Monday, July 9, 2012

Buddhism by Numbers: 4 Divine Abodes

The four divine abodes (brahma-vihara in Pali) are not actual places as such, where one might find celestial beings, but rather they are ‘places’ or states of mind that are considered highly beneficial when walking the Buddhist Path. They are also sometimes referred to as the ‘boundless states’ (appamanna), because when fully developed they are without apparent limit. Traditionally they are cultivated with specific meditations that are designed to develop these wholly positive mind states one by one. The brahma-vihara are:
  1. Metta:     Loving-Kindness
  2. Karuna:  Compassion
  3. Mudita:   Altruistic joy
  4. Upekkha: Equanimity
Throughout Buddhist history, these four abodes have been used to counteract negative tendencies that we human beings so often have. So, if one tends to be an angry type of person, cultivating metta will soften you up, melting away those negative thought patterns with a large dose of kindness, directed not only at others, but equally importantly, at yourself. In the same vein, karuna can help to transcend harmfulness and selfishness; making one more sensitive to the suffering others.
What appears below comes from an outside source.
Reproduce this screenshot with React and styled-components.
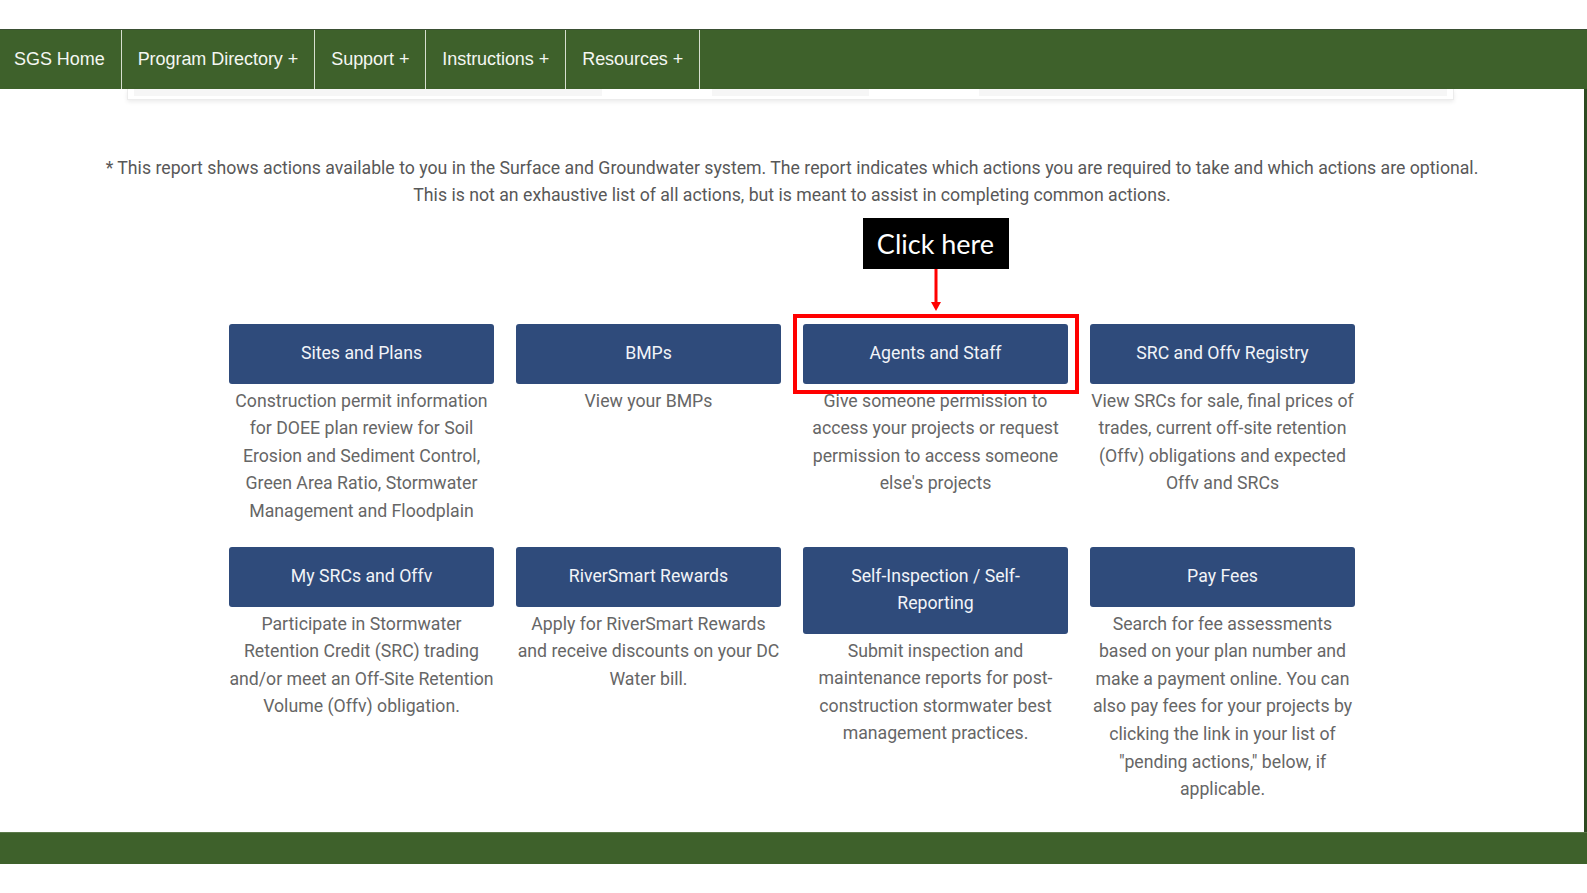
import styled, { createGlobalStyle } from 'styled-components'

const GlobalStyle = createGlobalStyle`
    html, body {
        margin: 0;
        padding: 0;
        background: #ffffff;
    }
    * {
        box-sizing: border-box;
    }
`

const Page = styled.div`
    height: 893px;
    display: grid;
    grid-template-rows: 29px 60px 1fr 32px 29px;
    background: #ffffff;
    overflow: hidden;
`
const TopGap = styled.div``

const NavBar = styled.nav`
    display: flex;
    background-color: #3e612b;
    border-top: 1px solid #3a4f33;
`
const NavItem = styled.div`
    display: flex;
    align-items: center;
    padding: 0 16px 0 ${p => (p.$first ? '14px' : '16px')};
    border-right: 1px solid #d7dfd0;
    color: #f4f7f2;
    font-family: "Liberation Sans", Arial, sans-serif;
    font-size: 18px;
    letter-spacing: -0.05px;
    white-space: nowrap;
`

const Content = styled.main`
    position: relative;
    border-right: 3px solid #2d4a20;
    display: flex;
    flex-direction: column;
    align-items: center;
`
const GhostCard = styled.div`
    align-self: stretch;
    margin: 0 130px 0 127px;
    height: 11px;
    display: flex;
    gap: 110px;
    padding: 0 6px 3px;
    background: #ffffff;
    border: 1px solid #ececec;
    border-top: none;
    box-shadow: 0 2px 4px rgba(0, 0, 0, 0.08);
`
const GhostBar = styled.div`
    flex: ${p => p.$grow};
    background: #f6f6f6;
`

const Intro = styled.p`
    margin: 55px 0 0;
    text-align: center;
    font-family: Roboto, "Noto Sans", sans-serif;
    font-size: 17.7px;
    line-height: 27.3px;
    color: #585858;
`

const Grid = styled.div`
    margin-top: 114px;
    display: grid;
    grid-template-columns: repeat(4, 265px);
    column-gap: 22px;
    row-gap: 21px;
    align-items: start;
`
const Cell = styled.div`
    position: relative;
    display: flex;
    flex-direction: column;
    align-items: stretch;
`
const ActionButton = styled.button`
    display: block;
    width: 100%;
    padding: 16.5px 12px;
    border: none;
    border-radius: 3px;
    background-color: #2f4b7b;
    color: #f2f4f8;
    font-family: Roboto, "Noto Sans", sans-serif;
    font-size: 17.7px;
    line-height: 27px;
    text-align: center;
    cursor: pointer;
`
const Desc = styled.p`
    margin: 4px -1px 0;
    text-align: center;
    font-family: Roboto, "Noto Sans", sans-serif;
    font-size: 17.7px;
    line-height: 27.6px;
    color: #666666;
`

const Highlight = styled.span`
    position: absolute;
    top: -10px;
    left: -10px;
    right: -11px;
    height: 80px;
    border: 4px solid #ff0000;
    pointer-events: none;
`
const Callout = styled.div`
    position: absolute;
    left: 50%;
    top: -106px;
    transform: translateX(-50%);
    display: flex;
    flex-direction: column;
    align-items: center;
`
const CalloutBox = styled.div`
    width: 146px;
    height: 51px;
    display: flex;
    align-items: center;
    justify-content: center;
    background: #000000;
    color: #ffffff;
    font-family: Lato, "Open Sans", sans-serif;
    font-size: 27px;
`

const Footer = styled.footer`
    background-color: #3e612b;
    border-top: 1px solid #5b7a4a;
`

const navItems = ['SGS Home', 'Program Directory +', 'Support +', 'Instructions +', 'Resources +']

const actions = [
    {
        title: 'Sites and Plans',
        desc: 'Construction permit information for DOEE plan review for Soil Erosion and Sediment Control, Green Area Ratio, Stormwater Management and Floodplain',
    },
    { title: 'BMPs', desc: 'View your BMPs' },
    {
        title: 'Agents and Staff',
        desc: "Give someone permission to access your projects or request permission to access someone else's projects",
        highlight: true,
    },
    {
        title: 'SRC and Offv Registry',
        desc: 'View SRCs for sale, final prices of trades, current off-site retention (Offv) obligations and expected Offv and SRCs',
    },
    {
        title: 'My SRCs and Offv',
        desc: 'Participate in Stormwater Retention Credit (SRC) trading and/or meet an Off-Site Retention Volume (Offv) obligation.',
    },
    {
        title: 'RiverSmart Rewards',
        desc: 'Apply for RiverSmart Rewards and receive discounts on your DC Water bill.',
    },
    {
        title: 'Self-Inspection / Self-Reporting',
        desc: 'Submit inspection and maintenance reports for post-construction stormwater best management practices.',
    },
    {
        title: 'Pay Fees',
        desc: 'Search for fee assessments based on your plan number and make a payment online. You can also pay fees for your projects by clicking the link in your list of "pending actions," below, if applicable.',
    },
]

function Arrow() {
    return (
        <svg width="12" height="43" viewBox="0 0 12 43">
            <rect x="4.5" y="0" width="3" height="35" fill="#ff0000" />
            <polygon points="1,33 11,33 6,42" fill="#ff0000" />
        </svg>
    )
}

export default function App() {
    return (
        <>
            <GlobalStyle />
            <Page>
                <TopGap />
                <NavBar>
                    {navItems.map((item, i) => (
                        <NavItem key={item} $first={i === 0}>{item}</NavItem>
                    ))}
                </NavBar>
                <Content>
                    <GhostCard>
                        <GhostBar $grow={3} />
                        <GhostBar $grow={1} />
                        <GhostBar $grow={3} />
                    </GhostCard>
                    <Intro>
                        * This report shows actions available to you in the Surface and Groundwater system. The report indicates which actions you are required to take and which actions are optional.
                        <br />
                        This is not an exhaustive list of all actions, but is meant to assist in completing common actions.
                    </Intro>
                    <Grid>
                        {actions.map(a => (
                            <Cell key={a.title}>
                                <ActionButton>{a.title}</ActionButton>
                                <Desc>{a.desc}</Desc>
                                {a.highlight && (
                                    <>
                                        <Highlight />
                                        <Callout>
                                            <CalloutBox>Click here</CalloutBox>
                                            <Arrow />
                                        </Callout>
                                    </>
                                )}
                            </Cell>
                        ))}
                    </Grid>
                </Content>
                <Footer />
                <div />
            </Page>
        </>
    )
}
Mudita is a great alternative to envy and jealousy, feeling happiness at other peoples’ success, rather than wishing it was me and not them. Having equanimity in one’s dealings with people can make one more able to facilitate happiness and wisdom in them, as well as making one’s own life less troublesome. It enables to treat people with an equal hand, not being overly partial towards some and bias against others. I, for one, need to work on this one, as I’m prone to righteous indignation at what I see as selfish behavior in others, losing my cool and not expressing myself as well as I could have otherwise.

When focusing on one of the four divine abodes, one technique is to first ‘grow’ it in one’s heart, usually directing it at someone that one already likes, before extending it to people that one is indifferent to, or even dislike, before projecting towards the world. Alternatively, after the preliminary stage of cultivating the feeling (of metta, for instance), one can then extend it forwards, backwards, left, and right, above, and below, until one is projecting the feeling in all directions to all beings.

The Buddha taught that if one wants to be reborn in the heavenly realm of the god Brahma, one should cultivate at least one of the divine abodes. But even if one doesn’t believe in such a celestial plane of existence, and one’s concern is the here and now, cultivating these qualities is beneficial. Living one’s life full of kindness, compassion, altruism, and equanimity will not only be a great benefit to those one meets, but will also be the cause of immense satisfaction and happiness in oneself.

1 comment:

Juanita said...

Isn['t it also worth mentioning that these 'abodes' are results of following the more concrete practice of right view, right conception, right concentration. In other words sometimes it is difficult to direct feelings with the conscious mind, but one can physically practice meditation on our true position in the universe: dependently coarising, and transient as clouds. Such practice may yield the divine abodes as result. Gratefully, a dharma sister.